Local DA Ed Jagels has never received good press.
Local bloggers attack him (and here and here). Rolling Stone has gone after him, and he hasn’t received favorable treatment from the NYT. He’s been the subject of book critical of local law enforcement. His name has been associated with the infamous, possibly mythical, Lords of Bakersfield. In fact, if you Google Ed Jagels, you’ll be hard pressed to find any Web page with anything positive to say about the man, except on his own site.
And it’s not just his professional conduct that gets scrutinized. His relationship with his wife has also been media fodder.
Which makes his announced plan to fight back against the media all the more interesting. Specifically, Jagels is going to expose “Every Lie They Print” with The Bakersfield Californian as a target of special interest.

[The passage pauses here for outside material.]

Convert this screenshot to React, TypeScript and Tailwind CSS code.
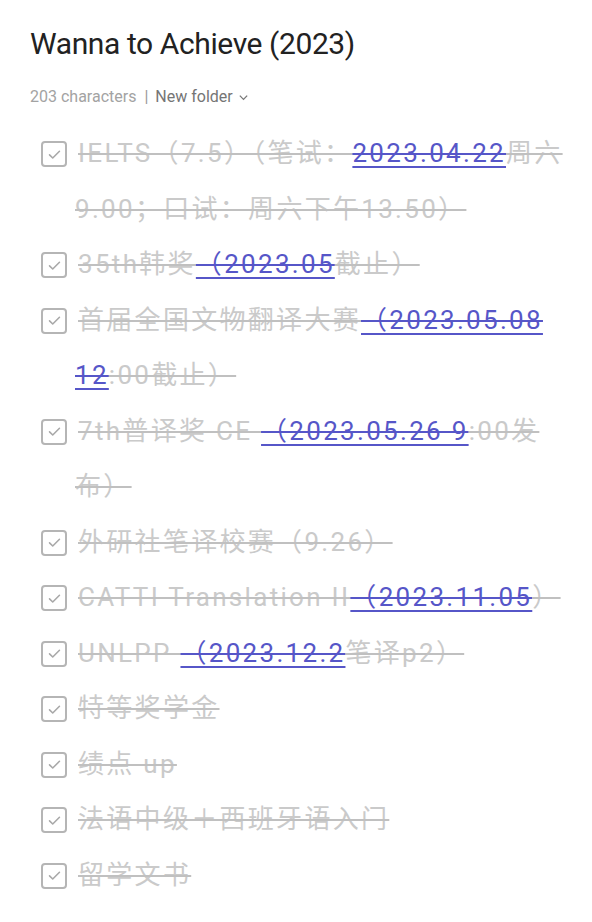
import { Fragment } from 'react';

type Seg = { text: string; link?: boolean; br?: boolean };

const items: Seg[][] = [
  [
    { text: 'IELTS（7.5）（笔试：' },
    { text: '2023.04.22', link: true },
    { text: '周六' },
    { text: '', br: true },
    { text: '9.00；口试：周六下午13.50）' },
  ],
  [{ text: '35th韩奖' }, { text: '（2023.05', link: true }, { text: '截止）' }],
  [
    { text: '首届全国文物翻译大赛' },
    { text: '（2023.05.08', link: true },
    { text: '', br: true },
    { text: '12', link: true },
    { text: ':00截止）' },
  ],
  [
    { text: '7th普译奖 CE ' },
    { text: '（2023.05.26 9', link: true },
    { text: ':00发' },
    { text: '', br: true },
    { text: '布）' },
  ],
  [{ text: '外研社笔译校赛（9.26）' }],
  [{ text: 'CATTI Translation II' }, { text: '（2023.11.05', link: true }, { text: '）' }],
  [{ text: 'UNLPP ' }, { text: '（2023.12.2', link: true }, { text: '笔译p2）' }],
  [{ text: '特等奖学金' }],
  [{ text: '绩点 up' }],
  [{ text: '法语中级＋西班牙语入门' }],
  [{ text: '留学文书' }],
];

const CheckBox = () => (
  <span className="absolute left-[-34px] top-[15px] flex h-[26px] w-[26px] items-center justify-center rounded-[4px] border-2 border-[#b5b5b5]">
    <svg viewBox="0 0 24 24" className="h-[17px] w-[17px]" fill="none" stroke="#a8a8a8" strokeWidth="2.2" strokeLinecap="round" strokeLinejoin="round">
      <path d="M5 12.5l4.5 4.5L19 7.5" />
    </svg>
  </span>
);

export default function App() {
  return (
    <div className="min-h-[922px] w-[592px] bg-white px-[30px] pt-[22px] font-['Roboto','Noto_Sans_CJK_SC',sans-serif]">
      <h1 className="text-[30px] leading-[44px] tracking-[-0.4px] text-[#222222]">Wanna to Achieve (2023)</h1>
      <div className="mt-[20px] flex items-center text-[16px] leading-[22px]">
        <span className="text-[#a3a3a3]">203 characters</span>
        <span className="ml-[8px] mr-[7px] text-[#9a9a9a]">|</span>
        <span className="text-[#757575]">New folder</span>
        <svg viewBox="0 0 12 12" className="ml-[5px] h-[11px] w-[11px]" fill="none" stroke="#777777" strokeWidth="1.4">
          <path d="M2 4l4 4 4-4" />
        </svg>
      </div>
      <ul className="mt-[18px] pl-[45px] text-[26px] leading-[55.5px] tracking-[2.3px] text-[#cacaca]">
        {items.map((segs, i) => (
          <li key={i} className="relative whitespace-nowrap indent-[3px]">
            <CheckBox />
            <span className="line-through decoration-[#c0c0c0]">
              {segs.map((s, j) => (
                <Fragment key={j}>
                  {s.br ? (
                    <br />
                  ) : s.link ? (
                    <span className="text-[#5656c8] underline decoration-[#5656c8] underline-offset-[4px]">
                      <span className="line-through decoration-[#5656c8]">{s.text}</span>
                    </span>
                  ) : (
                    s.text
                  )}
                </Fragment>
              ))}
            </span>
          </li>
        ))}
      </ul>
    </div>
  );
}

In its reporting of public safety matters, the Californian has raised journalistic lying to an art form. Of course, muckraking instincts and a vaguely anti-police agenda are hardly unique to the Californian. These are pretty much nationwide phenomena in the media. But the Californian’s law enforcement reporting has reached such a level of virulence that it must be judged a special case.
Unfortunately, it looks like Jagels is planning to release his missives in PDF form, which only reveals a certain level of cluelessness about the Web. There will be no opportunity, such as a blog with comments would afford, for citizens to interact and refute or expand on Jagels claims. One is forced to wonder if Jagels can afford to expose himself to the same level of transparency, public accountability and truthfulness he now demands of the local media?
Among Jagels claims is that TBC distorts by taking quotes and information out of context, but right within the initial press release, Jagels does the very same thing:
Is there a reason? Well, in a (vain) effort to arrest its plummeting circulation, the Californian has changed its reporters’ mission. Instead of finding and reporting the news on a given beat, they have been ordered to write so-called “impact stories.” “Impact story” is a euphemism for: “Go find a scandal. If you can’t find one, invent it.” And they are convinced these so-called scandals involving law enforcement sell newspapers.
Which is a complete misrepresentation of what an impact story is, and turns the concept into a strawman. An impact story can be one about a mother who dedicated her life into turning her son into an Eagle scout, if the story is told well enough to have some wallop. It’s about finding stories that impact the community, and getting away from what the City Council or the DA spoon feeds you (boring, snoozer stuff that is too easy to report and too easy for a reader to ignore).
Additionally, while calling TBC on the carpet for falsehoods, Jagels gives himself and his team plenty of wiggle room for their own inaccuracies (I can hear it now, “Oh, that was just a joke,” or “couldn’t you see we were being sardonic?”), along with his over-the-top claim that “we can’t expose every inaccuracy.”